“Our Man In Haiti: George de Mohrenschildt and The CIA In The Nightmare Republic”
Thursday, March 14, 2013
My book is called “OUR MAN IN HAITI.” The title contains two Graham Greene references. It echoes “Our Man In Havana,” while the term “Nightmare Republic,” derives from Greene’s novel, “The Comedians.” Under the Duvalier regime, Haiti became for its people a “nightmare republic,” a designation that the painting on the cover suggests was not by any means permanent.
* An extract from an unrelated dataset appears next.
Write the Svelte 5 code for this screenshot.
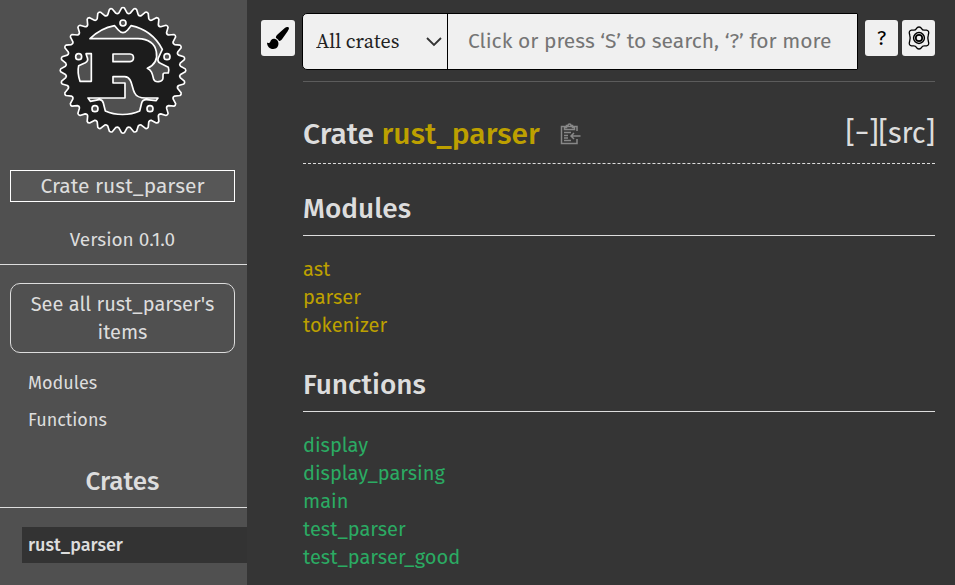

Here in a painting by the Haitian artist Gary Dorsainvil, we see neatly dressed, orderly Haitians, with picket signs evocative of the deep and abiding aspiration of the Haitian people to control t heir own destiny. They face five soldiers with guns trained on them as they continue to demonstrate, with signs that read “Vive La Liberte.”
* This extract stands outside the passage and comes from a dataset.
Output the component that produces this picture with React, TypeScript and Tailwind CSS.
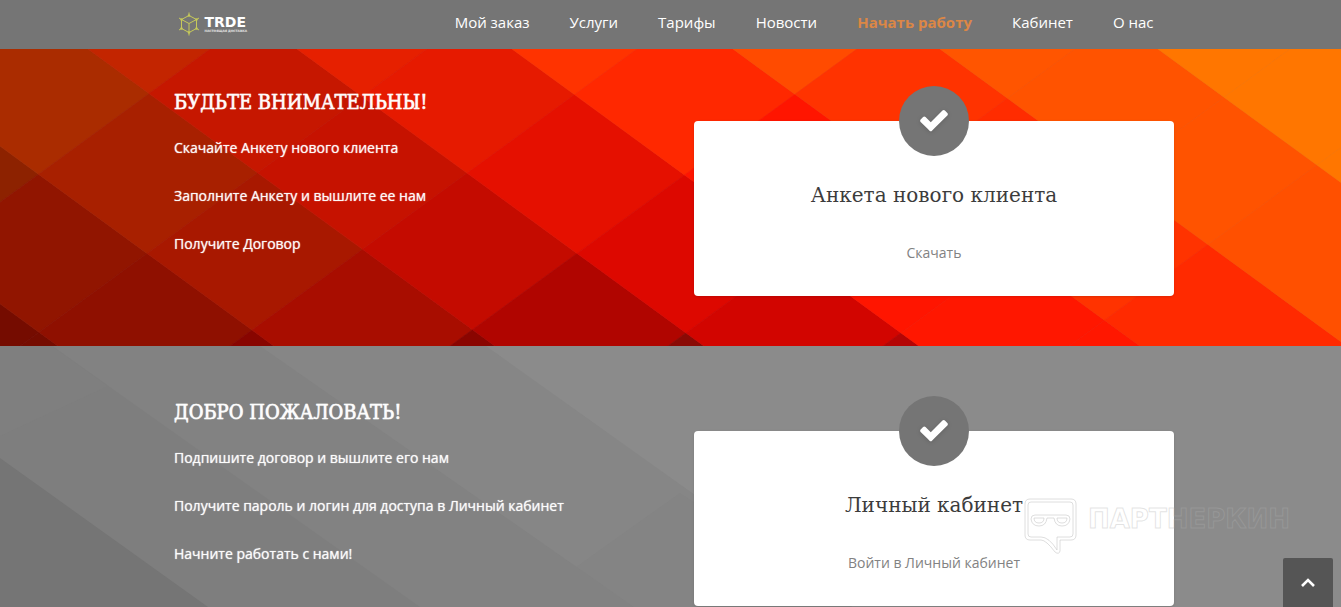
import {FC, ReactNode} from "react";
import {clsx} from "clsx";

const menu = [
  {label: 'Мой заказ', href: '#order'},
  {label: 'Услуги', href: '#services'},
  {label: 'Тарифы', href: '#prices'},
  {label: 'Новости', href: '#news'},
  {label: 'Начать работу', href: '#start', active: true},
  {label: 'Кабинет', href: '#account'},
  {label: 'О нас', href: '#about'},
];

// The mosaic is a lattice: falling and rising lines, each given by its x on the top edge.
const SLOPE = 1.37;
const falling = [-900, -349, -133, 88, 297, 512, 733, 940, 1158, 1900];
const rising = [-1000, 210, 427, 637, 857, 1075, 1290, 1476, 2600];
const redCells = [
  ['#750c00', '#750c00', '#750c00', '#750c00', '#750c00', '#750c00', '#750c00', '#750c00'],
  ['#8d2200', '#911500', '#8f1000', '#880500', '#880500', '#880500', '#880500', '#880500'],
  ['#aa2c00', '#a82000', '#a81800', '#a80d00', '#8a0500', '#8a0500', '#8a0500', '#8a0500'],
  ['#c32500', '#c61700', '#c61200', '#c40b00', '#b00500', '#8a0a05', '#8a0a05', '#8a0a05'],
  ['#e62000', '#e62000', '#e61a00', '#e51000', '#dd0800', '#d20500', '#b40505', '#b40505'],
  ['#ff3300', '#ff3300', '#ff3300', '#ff2800', '#ff1500', '#ff1500', '#ff1700', '#ff1700'],
  ['#ff4b00', '#ff4b00', '#ff4b00', '#ff4b00', '#ff3300', '#ff2c00', '#ff3300', '#ff2a00'],
  ['#ff5500', '#ff5500', '#ff5500', '#ff5500', '#ff5500', '#ff5300', '#ff5300', '#ff5000'],
  ['#ff7600', '#ff7600', '#ff7600', '#ff7600', '#ff7600', '#ff7600', '#ff7600', '#ff7600'],
];

const cross = (down: number, up: number) => `${(down + up) / 2},${(up - down) / (2 * SLOPE)}`;

const RedMosaic: FC = () => (
  <svg className="absolute inset-0 size-full" viewBox="0 0 1341 297" preserveAspectRatio="xMidYMid slice" aria-hidden="true">
    {redCells.map((row, i) => row.map((color, j) => (
      <polygon
        key={`${i}-${j}`}
        fill={color}
        stroke={color}
        strokeWidth="0.6"
        points={[
          cross(falling[i], rising[j]),
          cross(falling[i + 1], rising[j]),
          cross(falling[i + 1], rising[j + 1]),
          cross(falling[i], rising[j + 1]),
        ].join(' ')}
      />
    )))}
  </svg>
);

const GrayMosaic: FC = () => (
  <svg className="absolute inset-0 size-full" viewBox="0 0 1341 261" preserveAspectRatio="xMidYMid slice" aria-hidden="true">
    <rect width="1341" height="261" fill="#8b8b8b" />
    <path d="M486 0L852 261H0V0Z" fill="#868686" />
    <path d="M520 261L680 147L852 261Z" fill="#848484" />
    <path d="M260 0L634 261H0V0Z" fill="#828282" />
    <path d="M52 0L420 261H0V0Z" fill="#7e7e7e" />
    <path d="M0 0H52L108 40L0 90Z" fill="#7f7f7f" />
    <path d="M0 112L208 261H0Z" fill="#757575" />
  </svg>
);

const Logo: FC = () => (
  <a href="#top" className="flex items-center gap-[5px] text-white">
    <svg width="22" height="24" viewBox="0 0 22 24" fill="none" stroke="#c6c95a" strokeWidth="1" aria-hidden="true">
      <path d="M11 3.5L18.5 7.5V16.5L11 20.5L3.5 16.5V7.5Z" />
      <path d="M3.5 7.5L11 11.5L18.5 7.5M11 11.5V20.5" />
      <path d="M11 0.5V3.5M11 20.5V23.5M1 6L3.5 7.5M21 6L18.5 7.5M1 18L3.5 16.5M21 18L18.5 16.5" />
      <g fill="#c6c95a" stroke="none">
        <circle cx="11" cy="3.5" r="1.2" />
        <circle cx="3.5" cy="7.5" r="1.2" />
        <circle cx="18.5" cy="7.5" r="1.2" />
        <circle cx="3.5" cy="16.5" r="1.2" />
        <circle cx="18.5" cy="16.5" r="1.2" />
        <circle cx="11" cy="20.5" r="1.2" />
      </g>
    </svg>
    <span className="flex flex-col font-['DejaVu_Sans',sans-serif] font-bold">
      <span className="text-[14px] leading-[14px]">TRDE</span>
      <span className="text-[3px] leading-[4px] text-white/80">НАСТОЯЩАЯ ДОСТАВКА</span>
    </span>
  </a>
);

const Header: FC = () => (
  <header className="sticky top-0 z-20 bg-[#757575] pl-[6px]">
    <div className="mx-auto flex h-[49px] max-w-[1000px] items-center justify-between pr-5 pb-1.5 pl-1">
      <div className="pt-1">
        <Logo />
      </div>
      <nav className="flex gap-10 text-[15px] leading-6 text-white">
        {menu.map((item) => (
          <a key={item.href} href={item.href} className={clsx(item.active && "font-bold text-[#dc8746]")}>
            {item.label}
          </a>
        ))}
      </nav>
    </div>
  </header>
);

const CheckIcon: FC = () => (
  <svg width="32" height="32" viewBox="0 50 1792 1792" fill="currentColor" className="drop-shadow-sm" aria-hidden="true">
    <path d="M1671 566q0 40-28 68l-724 724-136 136q-28 28-68 28t-68-28l-136-136-362-362q-28-28-28-68t28-68l136-136q28-28 68-28t68 28l294 295 656-657q28-28 68-28t68 28l136 136q28 28 28 68z" />
  </svg>
);

const Card: FC<{title: string, link: string, href: string}> = ({title, link, href}) => (
  <div className="relative flex h-[175px] flex-col items-center rounded-sm bg-white pt-[58px] shadow-sm">
    <div className="absolute -top-[35px] flex size-[70px] items-center justify-center rounded-full bg-[#757575] text-white">
      <CheckIcon />
    </div>
    <h3 className="font-['Roboto_Slab','DejaVu_Serif',serif] text-[20px] leading-8 text-[#3c3c3c]">{title}</h3>
    <a href={href} className="mt-[30px] text-[14px] leading-6 text-[#828282]">{link}</a>
  </div>
);

const Step: FC<{title: string, lines: string[], className: string, background: ReactNode, children: ReactNode}> = (props) => {
  const {title, lines, className, background, children} = props;
  return (
    <section className={clsx("relative overflow-hidden pl-[7px]", className)}>
      {background}
      <div className="relative mx-auto grid max-w-[1000px] grid-cols-2 gap-10 text-white/90">
        <div className="pt-px [text-shadow:0_0_1px_rgb(255_255_255/0.9)]">
          <h2 className="mb-[18px] font-['Roboto_Slab','DejaVu_Serif_Condensed','DejaVu_Serif',serif] text-[20px] leading-8 font-medium [-webkit-text-stroke:0.4px]">{title}</h2>
          <div className="flex flex-col gap-6 text-[14px] leading-6 font-medium">
            {lines.map((line) => <p key={line}>{line}</p>)}
          </div>
        </div>
        <div className="pt-9">{children}</div>
      </div>
    </section>
  );
};

const Watermark: FC = () => (
  <div className="pointer-events-none absolute top-[498px] right-[51px] z-10 flex gap-2.5">
    <svg width="54" height="58" viewBox="0 0 54 58" fill="none" aria-hidden="true">
      <g stroke="#c8c8c8" strokeOpacity="0.6">
        <path d="M6 1H47Q52 1 52 6V37Q52 42 47 42H36V53Q35 57 31 54Q22 42 17 42H6Q1 42 1 37V6Q1 1 6 1Z" />
        <path d="M7 4H46Q49 4 49 7V36Q49 39 46 39H33V52Q25 39 17 39H7Q4 39 4 36V7Q4 4 7 4Z" />
        <path d="M11 17H42Q46 17 46 21Q45 28 38 28Q31 28 30 20H23Q22 28 15 28Q8 28 7 21Q7 17 11 17Z" />
        <path d="M10 20H20Q20 25 15 25Q10 25 10 20ZM33 20H43Q43 25 38 25Q33 25 33 20Z" />
      </g>
    </svg>
    <span className="pt-[5px] font-['DejaVu_Sans',sans-serif] text-[26px] leading-8 font-bold text-transparent [-webkit-text-stroke:1px_rgb(175_175_175/0.35)]">ПАРТНЕРКИН</span>
  </div>
);

export default function App() {
  return (
    <div id="top" className="relative flex min-h-screen flex-col bg-[#8b8b8b] font-['Open_Sans','Noto_Sans',sans-serif]">
      <Header />
      <Step
        title="БУДЬТЕ ВНИМАТЕЛЬНЫ!"
        lines={['Скачайте Анкету нового клиента', 'Заполните Анкету и вышлите ее нам', 'Получите Договор']}
        className="pt-9 pb-[50px]"
        background={<RedMosaic />}
      >
        <Card title="Анкета нового клиента" link="Скачать" href="#download" />
      </Step>
      <Step
        title="ДОБРО ПОЖАЛОВАТЬ!"
        lines={['Подпишите договор и вышлите его нам', 'Получите пароль и логин для доступа в Личный кабинет', 'Начните работать с нами!']}
        className="flex-1 pt-[49px] pb-px"
        background={<GrayMosaic />}
      >
        <Card title="Личный кабинет" link="Войти в Личный кабинет" href="#login" />
      </Step>
      <Watermark />
      <button
        type="button"
        aria-label="Наверх"
        onClick={() => window.scrollTo({top: 0, behavior: 'smooth'})}
        className="fixed right-2 bottom-0 z-20 flex h-[49px] w-[50px] items-center justify-center rounded-t-xs bg-[#555555] text-white"
      >
        <svg width="14" height="9" viewBox="0 0 14 9" fill="none" stroke="currentColor" strokeWidth="2.6" aria-hidden="true">
          <path d="M1 8L7 2L13 8" />
        </svg>
      </button>
    </div>
  );
}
The figures on the cover of “Our Man In Haiti” represent to me the descendants of the Haitian slaves of 1804 who determined that, no matter what, they would not submit to slavery ever again. They are a people who deserve better- their primordial crime having been to cast off their chains, no matter that the alarmed Great Republic to the North would keep hold of its own slaves for another half century and visit unrelenting economic subjugation on the Haitian people almost as if in retaliation for its great embarrassment.